2. Whether to continue raising rates depends on data, not a preset path. He clearly stated that the Bank of Japan has no fixed rate hike schedule and won't follow a rhythm like the Federal Reserve. Everything depends on inflation, wages, and economic data holding up.
3. Whether wages and inflation can form a positive cycle is the key focus now. The concern is not short-term prices but whether companies can keep raising wages and whether inflation can stay near the target. If wages don't keep up, they won't tighten recklessly.
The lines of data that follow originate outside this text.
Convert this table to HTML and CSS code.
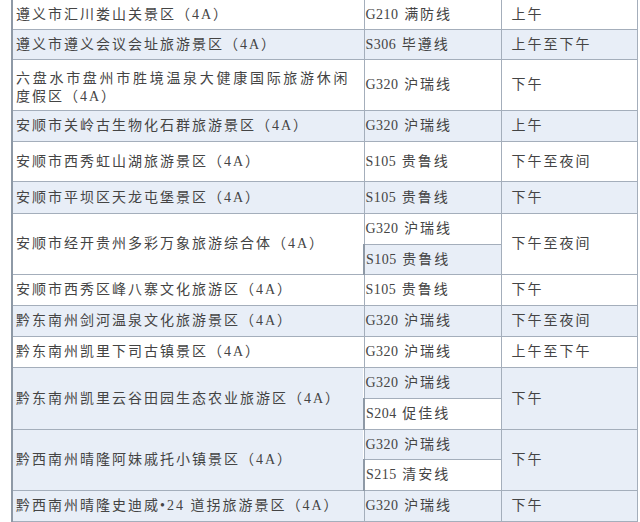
FILE: index.html
```html
<!DOCTYPE html>
<html lang="zh-CN">
<head>
<meta charset="utf-8">
<title>景区线路表</title>
<link rel="stylesheet" href="styles.css">
</head>
<body>
<table class="tbl">
  <colgroup>
    <col class="c1">
    <col class="c2">
    <col class="c3">
  </colgroup>
  <tbody>
    <tr class="h30"><td class="name">遵义市汇川娄山关景区（4A）</td><td class="road"><span class="code">G210</span> 满防线</td><td class="time">上午</td></tr>
    <tr class="h30"><td class="name">遵义市遵义会议会址旅游景区（4A）</td><td class="road"><span class="code">S306</span> 毕遵线</td><td class="time">上午至下午</td></tr>
    <tr class="h51"><td class="name wrap">六盘水市盘州市胜境温泉大健康国际旅游休闲度假区（4A）</td><td class="road"><span class="code">G320</span> 沪瑞线</td><td class="time">下午</td></tr>
    <tr class="h31"><td class="name">安顺市关岭古生物化石群旅游景区（4A）</td><td class="road"><span class="code">G320</span> 沪瑞线</td><td class="time">上午</td></tr>
    <tr class="h40"><td class="name">安顺市西秀虹山湖旅游景区（4A）</td><td class="road"><span class="code">S105</span> 贵鲁线</td><td class="time">下午至夜间</td></tr>
    <tr class="h32"><td class="name">安顺市平坝区天龙屯堡景区（4A）</td><td class="road"><span class="code">S105</span> 贵鲁线</td><td class="time">下午</td></tr>
    <tr class="h31"><td class="name" rowspan="2">安顺市经开贵州多彩万象旅游综合体（4A）</td><td class="road"><span class="code">G320</span> 沪瑞线</td><td class="time" rowspan="2">下午至夜间</td></tr>
    <tr class="h30"><td class="road"><span class="code">S105</span> 贵鲁线</td></tr>
    <tr class="h31"><td class="name">安顺市西秀区峰八寨文化旅游区（4A）</td><td class="road"><span class="code">S105</span> 贵鲁线</td><td class="time">下午</td></tr>
    <tr class="h31"><td class="name">黔东南州剑河温泉文化旅游景区（4A）</td><td class="road"><span class="code">G320</span> 沪瑞线</td><td class="time">下午至夜间</td></tr>
    <tr class="h31"><td class="name">黔东南州凯里下司古镇景区（4A）</td><td class="road"><span class="code">G320</span> 沪瑞线</td><td class="time">上午至下午</td></tr>
    <tr class="h31"><td class="name" rowspan="2">黔东南州凯里云谷田园生态农业旅游区（4A）</td><td class="road"><span class="code">G320</span> 沪瑞线</td><td class="time" rowspan="2">下午</td></tr>
    <tr class="h31"><td class="road"><span class="code">S204</span> 促佳线</td></tr>
    <tr class="h30"><td class="name" rowspan="2">黔西南州晴隆阿妹戚托小镇景区（4A）</td><td class="road"><span class="code">G320</span> 沪瑞线</td><td class="time" rowspan="2">下午</td></tr>
    <tr class="h31"><td class="road"><span class="code">S215</span> 清安线</td></tr>
    <tr class="h31"><td class="name">黔西南州晴隆史迪威•24 道拐旅游景区（4A）</td><td class="road"><span class="code">G320</span> 沪瑞线</td><td class="time">下午</td></tr>
  </tbody>
</table>
</body>
</html>
```
FILE: styles.css
```css
html, body {
  margin: 0;
  padding: 0;
  background: #ffffff;
}

body {
  font-family: "Liberation Serif", "Noto Sans CJK SC", serif;
  font-size: 14px;
  color: #444444;
}

.tbl {
  border-collapse: collapse;
  table-layout: fixed;
  width: 625px;
  margin: -1px 0 0 11px;
  border-left: 2px solid #8e99a6;
  border-right: 1px solid #98a2ae;
}

.c1 { width: 352px; }
.c2 { width: 137px; }
.c3 { width: 136px; }

.tbl td {
  border: 1px solid #a4aebb;
  padding: 0;
  vertical-align: middle;
  letter-spacing: 2px;
  line-height: 18px;
  white-space: nowrap;
  overflow: hidden;
}

.tbl td:first-child {
  border-left: 2px solid #8e99a6;
}

.tbl tr:nth-child(even) {
  background: #e8eef7;
}

.name {
  padding-left: 3px !important;
}

.name.wrap {
  white-space: normal;
  text-align: justify;
  padding-right: 14px !important;
  padding-top: 5px !important;
}

.road {
  padding-left: 1px !important;
}

.code {
  letter-spacing: 0.5px;
}

.time {
  padding-left: 10px !important;
}

.h30 { height: 30px; }
.h31 { height: 31px; }
.h32 { height: 32px; }
.h40 { height: 40px; }
.h51 { height: 51px; }
```
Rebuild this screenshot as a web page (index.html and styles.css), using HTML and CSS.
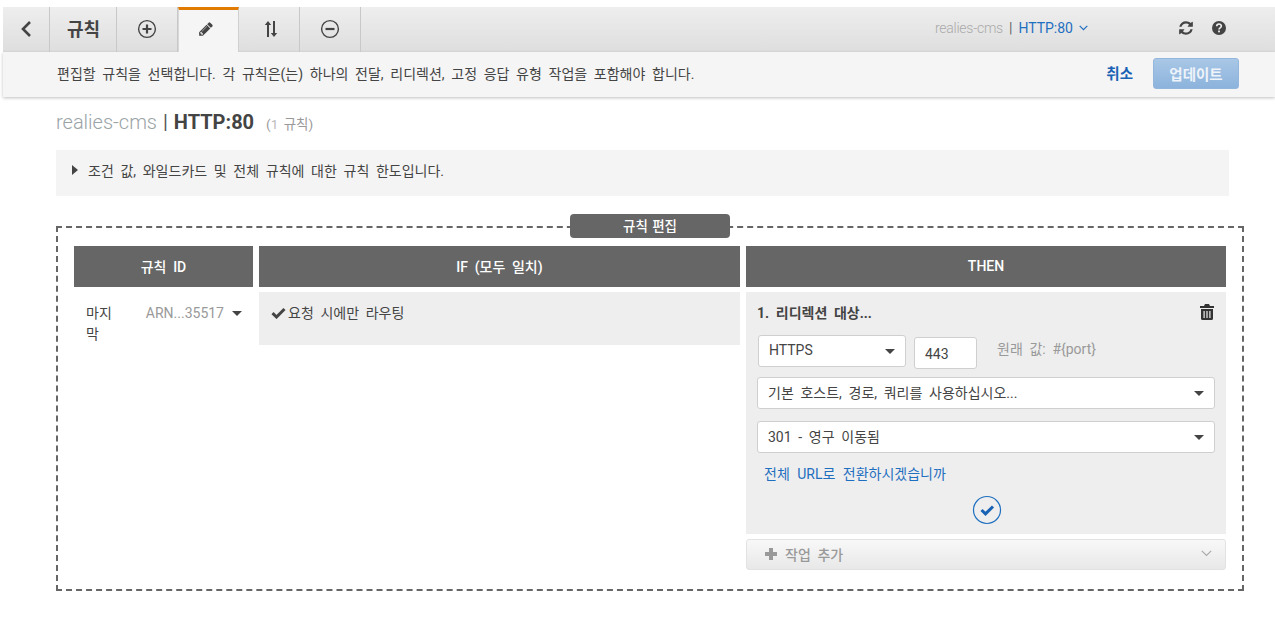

4. Financial market volatility will be closely monitored. The Governor specifically mentioned paying close attention to Japanese government bonds, exchange rates, and overall market reactions. They don't want the rate hike to cause shocks. The BOJ will remain "very cautious." This hike is more like a "test the waters" move, not a declaration of war—slow pace, soft attitude, leaving room for maneuver.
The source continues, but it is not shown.